[Web page code records]
============

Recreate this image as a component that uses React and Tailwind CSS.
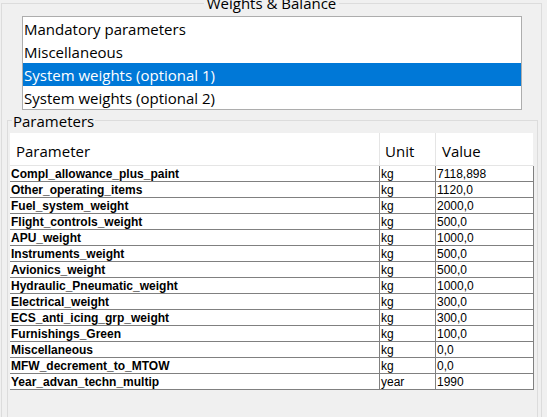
import React from 'react';

const sections = [
  'Mandatory parameters',
  'Miscellaneous',
  'System weights (optional 1)',
  'System weights (optional 2)',
];

const rows = [
  ['Compl_allowance_plus_paint', 'kg', '7118,898'],
  ['Other_operating_items', 'kg', '1120,0'],
  ['Fuel_system_weight', 'kg', '2000,0'],
  ['Flight_controls_weight', 'kg', '500,0'],
  ['APU_weight', 'kg', '1000,0'],
  ['Instruments_weight', 'kg', '500,0'],
  ['Avionics_weight', 'kg', '500,0'],
  ['Hydraulic_Pneumatic_weight', 'kg', '1000,0'],
  ['Electrical_weight', 'kg', '300,0'],
  ['ECS_anti_icing_grp_weight', 'kg', '300,0'],
  ['Furnishings_Green', 'kg', '100,0'],
  ['Miscellaneous', 'kg', '0,0'],
  ['MFW_decrement_to_MTOW', 'kg', '0,0'],
  ['Year_advan_techn_multip', 'year', '1990'],
];

const uiFont = "font-['Segoe_UI','Open_Sans',sans-serif]";
const gridFont = "font-['Liberation_Sans',Arial,sans-serif]";

export default function App() {
  const selected = 2;

  return (
    <div className={`w-[547px] h-[417px] overflow-hidden bg-[#f0f0f0] text-black ${uiFont}`}>
      {/* Weights & Balance group */}
      <div className="relative mt-[3px] ml-[1px] w-[541px] h-[430px] border border-[#dcdcdc]">
        <div className="absolute -top-[11px] left-0 right-0 flex justify-center">
          <span className="bg-[#f0f0f0] px-[3px] text-[15px] leading-[20px]">Weights &amp; Balance</span>
        </div>

        {/* section list */}
        <div className="mt-[12px] ml-[20px] w-[500px] border border-[#adadad] bg-white">
          {sections.map((s, i) => (
            <div
              key={s}
              className={`h-[23px] pl-[1px] text-[15px] leading-[24px] ${
                i === selected ? 'bg-[#0078d7] text-white' : ''
              }`}
            >
              {s}
            </div>
          ))}
        </div>

        {/* Parameters group */}
        <div className="relative mt-[10px] ml-[5px] w-[531px] h-[320px] border border-[#dcdcdc]">
          <span className="absolute -top-[10px] left-[4px] bg-[#f0f0f0] px-[1px] text-[15px] leading-[20px]">
            Parameters
          </span>

          <div className="mt-[12px] ml-[2px] w-[525px]">
            {/* header */}
            <div className="flex h-[33px] w-[523px] bg-white text-[15px] border-b border-[#e5e5e5]">
              <div className="w-[370px] pl-[6px] pt-[7px] border-r border-[#e5e5e5]">Parameter</div>
              <div className="w-[56px] pl-[5px] pt-[7px] border-r border-[#e5e5e5]">Unit</div>
              <div className="flex-1 pl-[6px] pt-[7px]">Value</div>
            </div>

            {/* body */}
            <div className={`w-[524px] bg-white border-r border-[#808080] ${gridFont} text-[12px]`}>
              {rows.map(([name, unit, value]) => (
                <div key={name} className="flex h-[16px] border-b border-[#808080] leading-[15px]">
                  <div className="w-[370px] pl-[1px] pt-[1px] font-bold border-r border-[#808080]">{name}</div>
                  <div className="w-[56px] pl-[1px] pt-[1px] border-r border-[#808080]">{unit}</div>
                  <div className="flex-1 pl-[1px] pt-[1px]">{value}</div>
                </div>
              ))}
            </div>
          </div>
        </div>
      </div>
    </div>
  );
}
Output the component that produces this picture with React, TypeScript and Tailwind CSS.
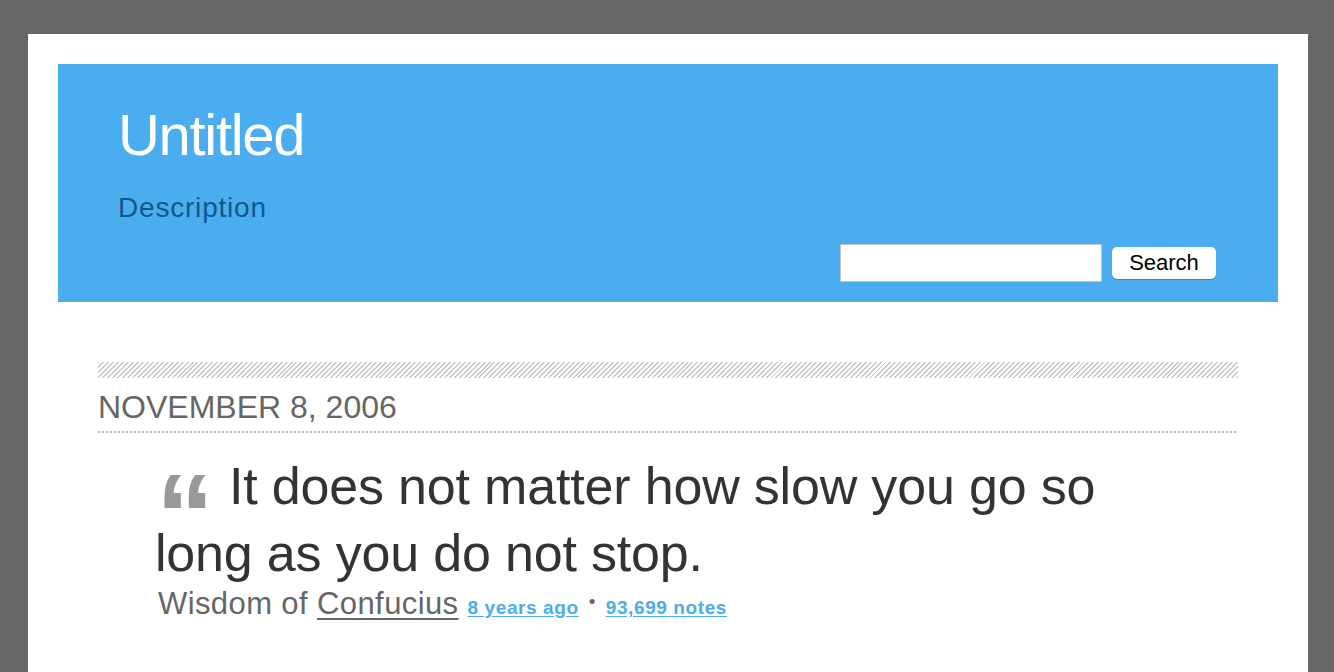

============

WHAT NEEDS TO BE DONE. Identify every line where the string "that" appears.

CORRECT RESPONSE.
Recreate this image as a component that uses React and Tailwind CSS.
Output the component that produces this picture with React, TypeScript and Tailwind CSS.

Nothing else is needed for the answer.